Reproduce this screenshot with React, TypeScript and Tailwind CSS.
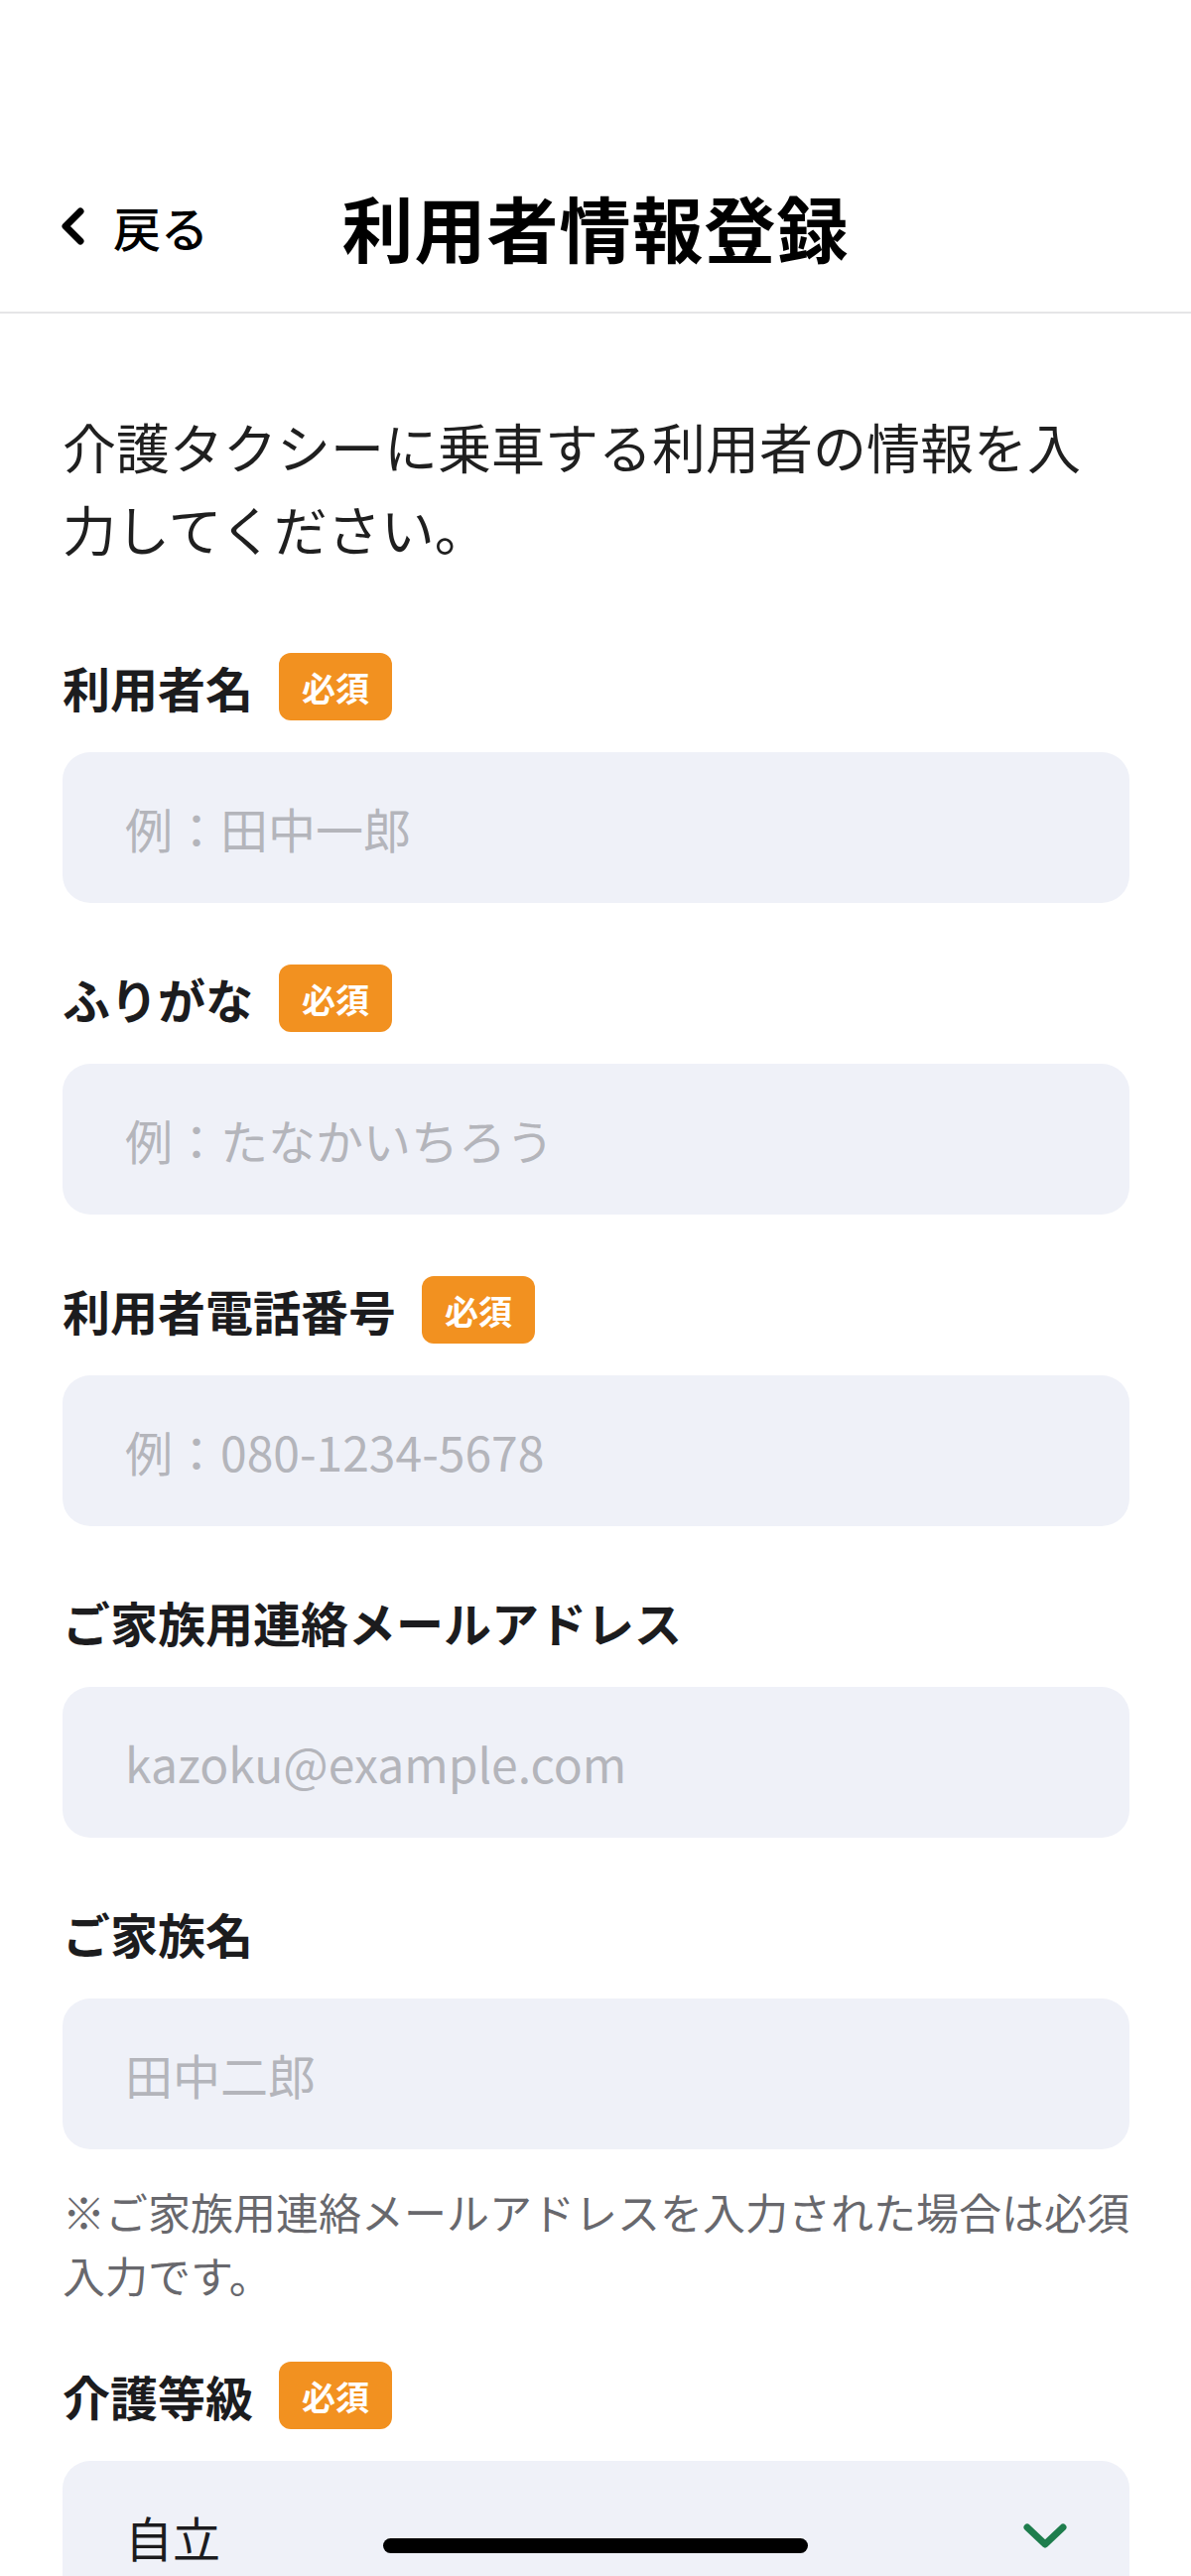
import React from "react";

function Badge() {
  return (
    <span className="ml-[26px] inline-flex h-[68px] w-[114px] items-center justify-center rounded-[12px] bg-[#f29120] text-[34px] font-semibold text-white">
      必須
    </span>
  );
}

function Label({ text, required }: { text: string; required?: boolean }) {
  return (
    <div className="flex h-[68px] items-center">
      <span className="text-[48px] font-bold leading-none text-[#1c1c1e]">{text}</span>
      {required && <Badge />}
    </div>
  );
}

function Field({ label, placeholder, required, first }: { label: string; placeholder: string; required?: boolean; first?: boolean }) {
  return (
    <div className={first ? "mt-[84px]" : "mt-[62px]"}>
      <Label text={label} required={required} />
      <input
        className="mt-[32px] block h-[152px] w-full rounded-[28px] bg-[#eff1f8] pl-[63px] text-[48px] text-[#1c1c1e] outline-none placeholder:text-[#b4b5bb]"
        placeholder={placeholder}
        readOnly
      />
    </div>
  );
}

export default function App() {
  return (
    <div className="relative h-[2596px] w-[1200px] overflow-hidden bg-white font-['Noto_Sans_CJK_JP',sans-serif]">
      <div className="h-[150px]" />
      <header className="grid h-[166px] grid-cols-[1fr_auto_1fr] items-center border-b-[2px] border-[#e5e5e7] pb-[8px]">
        <div className="flex items-center pl-[60px]">
          <svg width="26" height="38" viewBox="0 0 26 38" fill="none">
            <path d="M21 4 L6 19 L21 34" stroke="#000" strokeWidth="7" strokeLinecap="round" strokeLinejoin="round" />
          </svg>
          <span className="ml-[28px] text-[48px] font-medium leading-none text-black">戻る</span>
        </div>
        <h1 className="text-[72px] font-bold leading-none tracking-[1px] text-black">利用者情報登録</h1>
        <div />
      </header>
      <main className="px-[63px] pr-[62px]">
        <p className="mt-[92px] text-[54px] leading-[83px] text-[#1f1f1f]">
          介護タクシーに乗車する利用者の情報を入力してください。
        </p>
        <Field first label="利用者名" placeholder="例：田中一郎" required />
        <Field label="ふりがな" placeholder="例：たなかいちろう" required />
        <Field label="利用者電話番号" placeholder="例：080-1234-5678" required />
        <Field label="ご家族用連絡メールアドレス" placeholder="kazoku@example.com" />
        <Field label="ご家族名" placeholder="田中二郎" />
        <p className="mt-[30px] text-[43px] leading-[64px] text-[#68686d]">
          ※ご家族用連絡メールアドレスを入力された場合は必須入力です。
        </p>
        <div className="mt-[56px]">
          <Label text="介護等級" required />
          <div className="mt-[32px] flex h-[152px] w-full items-center justify-between rounded-[28px] bg-[#eff1f8] pl-[63px] pr-[62px]">
            <span className="text-[48px] text-[#1c1c1e]">自立</span>
            <svg width="46" height="28" viewBox="0 0 46 28" fill="none">
              <path d="M5 5 L23 22 L41 5" stroke="#1e7d4d" strokeWidth="7" strokeLinecap="round" strokeLinejoin="round" />
            </svg>
          </div>
        </div>
      </main>
      <div className="absolute bottom-[23px] left-1/2 h-[15px] w-[428px] -translate-x-1/2 rounded-full bg-black" />
    </div>
  );
}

# Given task
Identify and copy all lines with the word "React".

# Finished task
Reproduce this screenshot with React, TypeScript and Tailwind CSS.
import React from "react";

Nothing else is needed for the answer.